>> BEGIN
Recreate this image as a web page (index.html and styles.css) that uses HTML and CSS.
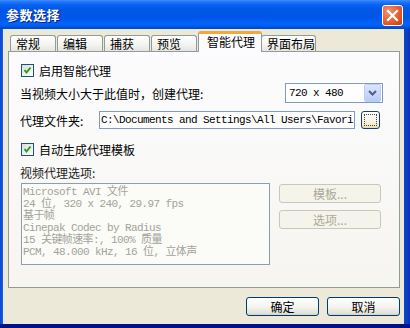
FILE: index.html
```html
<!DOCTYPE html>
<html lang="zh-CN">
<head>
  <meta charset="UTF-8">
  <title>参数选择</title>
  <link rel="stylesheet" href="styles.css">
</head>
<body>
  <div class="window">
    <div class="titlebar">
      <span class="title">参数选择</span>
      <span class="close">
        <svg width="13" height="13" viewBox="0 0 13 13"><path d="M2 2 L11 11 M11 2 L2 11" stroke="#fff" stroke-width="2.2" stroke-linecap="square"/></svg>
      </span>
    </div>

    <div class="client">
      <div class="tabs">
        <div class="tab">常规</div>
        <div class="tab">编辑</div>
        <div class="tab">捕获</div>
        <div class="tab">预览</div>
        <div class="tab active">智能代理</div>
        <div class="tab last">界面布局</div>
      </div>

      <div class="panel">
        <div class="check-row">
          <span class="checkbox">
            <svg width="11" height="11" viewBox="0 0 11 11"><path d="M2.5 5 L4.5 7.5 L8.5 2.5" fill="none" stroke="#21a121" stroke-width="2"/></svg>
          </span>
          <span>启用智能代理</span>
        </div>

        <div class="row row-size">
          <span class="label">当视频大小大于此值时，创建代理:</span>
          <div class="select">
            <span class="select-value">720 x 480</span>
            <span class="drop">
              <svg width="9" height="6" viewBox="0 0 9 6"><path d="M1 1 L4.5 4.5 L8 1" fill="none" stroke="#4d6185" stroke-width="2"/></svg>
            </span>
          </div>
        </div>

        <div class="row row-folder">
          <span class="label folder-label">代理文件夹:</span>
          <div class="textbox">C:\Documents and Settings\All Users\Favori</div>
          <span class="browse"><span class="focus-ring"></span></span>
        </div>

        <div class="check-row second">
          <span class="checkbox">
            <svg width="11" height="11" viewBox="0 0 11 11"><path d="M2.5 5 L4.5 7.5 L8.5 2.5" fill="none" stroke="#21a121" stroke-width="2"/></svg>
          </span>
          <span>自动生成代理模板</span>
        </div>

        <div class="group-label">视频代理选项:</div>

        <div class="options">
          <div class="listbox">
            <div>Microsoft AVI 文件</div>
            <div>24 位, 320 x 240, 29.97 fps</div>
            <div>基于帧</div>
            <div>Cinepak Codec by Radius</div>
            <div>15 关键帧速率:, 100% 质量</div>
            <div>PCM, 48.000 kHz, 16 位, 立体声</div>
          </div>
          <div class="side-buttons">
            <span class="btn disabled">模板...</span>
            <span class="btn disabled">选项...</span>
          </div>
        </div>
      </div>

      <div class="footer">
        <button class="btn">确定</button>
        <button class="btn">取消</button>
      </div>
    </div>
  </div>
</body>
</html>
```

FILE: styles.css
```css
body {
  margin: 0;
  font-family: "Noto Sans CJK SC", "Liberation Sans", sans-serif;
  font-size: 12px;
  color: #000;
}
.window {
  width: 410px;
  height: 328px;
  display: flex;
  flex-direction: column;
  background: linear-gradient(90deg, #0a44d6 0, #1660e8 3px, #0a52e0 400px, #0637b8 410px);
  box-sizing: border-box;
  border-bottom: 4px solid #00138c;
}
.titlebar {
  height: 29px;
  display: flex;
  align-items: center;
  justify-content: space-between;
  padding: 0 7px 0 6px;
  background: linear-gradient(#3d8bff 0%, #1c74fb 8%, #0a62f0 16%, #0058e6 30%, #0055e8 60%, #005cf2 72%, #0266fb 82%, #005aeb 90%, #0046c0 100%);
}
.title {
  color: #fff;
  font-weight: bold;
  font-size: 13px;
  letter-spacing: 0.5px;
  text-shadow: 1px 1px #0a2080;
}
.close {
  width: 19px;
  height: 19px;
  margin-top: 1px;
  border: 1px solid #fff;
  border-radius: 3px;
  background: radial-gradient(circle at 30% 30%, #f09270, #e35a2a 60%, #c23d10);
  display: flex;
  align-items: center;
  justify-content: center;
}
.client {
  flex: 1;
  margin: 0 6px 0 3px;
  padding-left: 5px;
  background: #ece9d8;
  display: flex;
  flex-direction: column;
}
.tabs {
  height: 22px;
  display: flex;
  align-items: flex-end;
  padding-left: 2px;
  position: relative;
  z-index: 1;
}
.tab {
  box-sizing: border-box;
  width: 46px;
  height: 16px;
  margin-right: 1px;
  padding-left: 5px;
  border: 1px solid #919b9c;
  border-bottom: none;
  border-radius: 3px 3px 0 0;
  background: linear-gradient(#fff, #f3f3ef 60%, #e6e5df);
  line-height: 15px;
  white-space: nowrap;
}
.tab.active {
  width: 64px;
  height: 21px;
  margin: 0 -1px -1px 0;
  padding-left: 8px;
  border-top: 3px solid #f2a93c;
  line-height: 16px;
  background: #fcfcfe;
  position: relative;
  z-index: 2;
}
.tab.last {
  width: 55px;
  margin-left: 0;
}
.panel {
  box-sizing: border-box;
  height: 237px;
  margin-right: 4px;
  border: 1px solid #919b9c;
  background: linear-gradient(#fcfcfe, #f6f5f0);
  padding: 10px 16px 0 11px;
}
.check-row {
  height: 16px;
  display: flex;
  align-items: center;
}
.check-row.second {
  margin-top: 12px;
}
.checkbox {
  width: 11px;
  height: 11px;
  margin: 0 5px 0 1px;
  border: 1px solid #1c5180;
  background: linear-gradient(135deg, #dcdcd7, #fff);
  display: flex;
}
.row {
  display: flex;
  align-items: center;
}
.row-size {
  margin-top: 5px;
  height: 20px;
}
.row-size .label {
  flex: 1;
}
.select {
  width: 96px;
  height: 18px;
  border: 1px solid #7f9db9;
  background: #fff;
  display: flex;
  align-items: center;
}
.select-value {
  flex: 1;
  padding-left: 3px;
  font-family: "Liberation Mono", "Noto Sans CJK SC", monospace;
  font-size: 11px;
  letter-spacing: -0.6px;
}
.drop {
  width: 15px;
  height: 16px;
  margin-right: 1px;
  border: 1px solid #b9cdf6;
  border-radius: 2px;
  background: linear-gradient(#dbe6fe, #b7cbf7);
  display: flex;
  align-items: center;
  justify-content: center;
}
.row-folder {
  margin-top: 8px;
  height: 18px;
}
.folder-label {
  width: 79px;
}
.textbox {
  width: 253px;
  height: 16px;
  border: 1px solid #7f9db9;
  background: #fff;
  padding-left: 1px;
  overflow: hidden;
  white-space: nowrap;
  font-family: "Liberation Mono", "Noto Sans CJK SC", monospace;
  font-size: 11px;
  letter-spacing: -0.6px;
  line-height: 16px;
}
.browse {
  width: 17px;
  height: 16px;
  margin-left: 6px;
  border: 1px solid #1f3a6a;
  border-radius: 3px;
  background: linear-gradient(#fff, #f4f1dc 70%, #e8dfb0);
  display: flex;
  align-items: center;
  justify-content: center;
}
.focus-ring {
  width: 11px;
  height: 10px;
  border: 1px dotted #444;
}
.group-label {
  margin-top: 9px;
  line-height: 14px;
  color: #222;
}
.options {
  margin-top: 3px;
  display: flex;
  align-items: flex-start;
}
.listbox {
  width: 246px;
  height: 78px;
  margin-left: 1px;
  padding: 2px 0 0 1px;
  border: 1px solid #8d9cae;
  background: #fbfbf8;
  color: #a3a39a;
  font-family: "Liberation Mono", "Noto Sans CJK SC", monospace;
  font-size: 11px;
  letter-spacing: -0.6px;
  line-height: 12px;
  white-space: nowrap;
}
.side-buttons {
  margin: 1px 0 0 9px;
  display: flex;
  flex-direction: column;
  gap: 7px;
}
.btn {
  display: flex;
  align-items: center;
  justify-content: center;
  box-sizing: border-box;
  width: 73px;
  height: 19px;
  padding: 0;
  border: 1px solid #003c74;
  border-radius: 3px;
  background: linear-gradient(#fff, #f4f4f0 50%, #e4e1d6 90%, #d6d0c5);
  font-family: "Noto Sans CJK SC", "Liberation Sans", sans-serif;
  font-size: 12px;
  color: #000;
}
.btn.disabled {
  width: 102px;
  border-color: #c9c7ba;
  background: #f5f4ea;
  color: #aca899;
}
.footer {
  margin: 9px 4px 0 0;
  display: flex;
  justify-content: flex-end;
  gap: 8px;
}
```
>> END
>> BEGIN
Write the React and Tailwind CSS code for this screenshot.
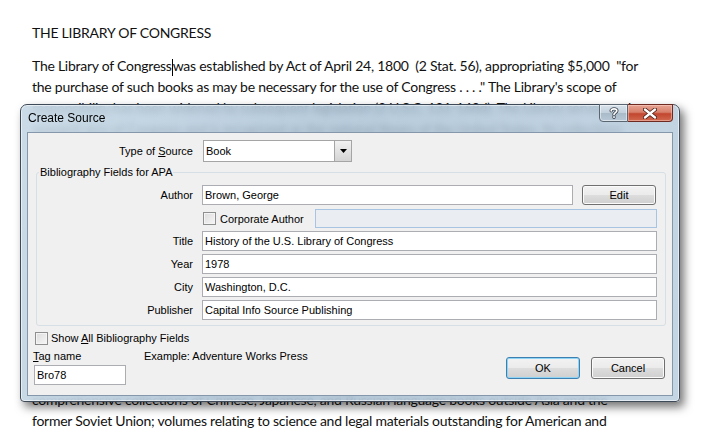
>> END
▶ WORK TO COMPLETE
Return each line with "this".

▶ THE SOLUTION
Recreate this image as a web page (index.html and styles.css) that uses HTML and CSS.
Write the React and Tailwind CSS code for this screenshot.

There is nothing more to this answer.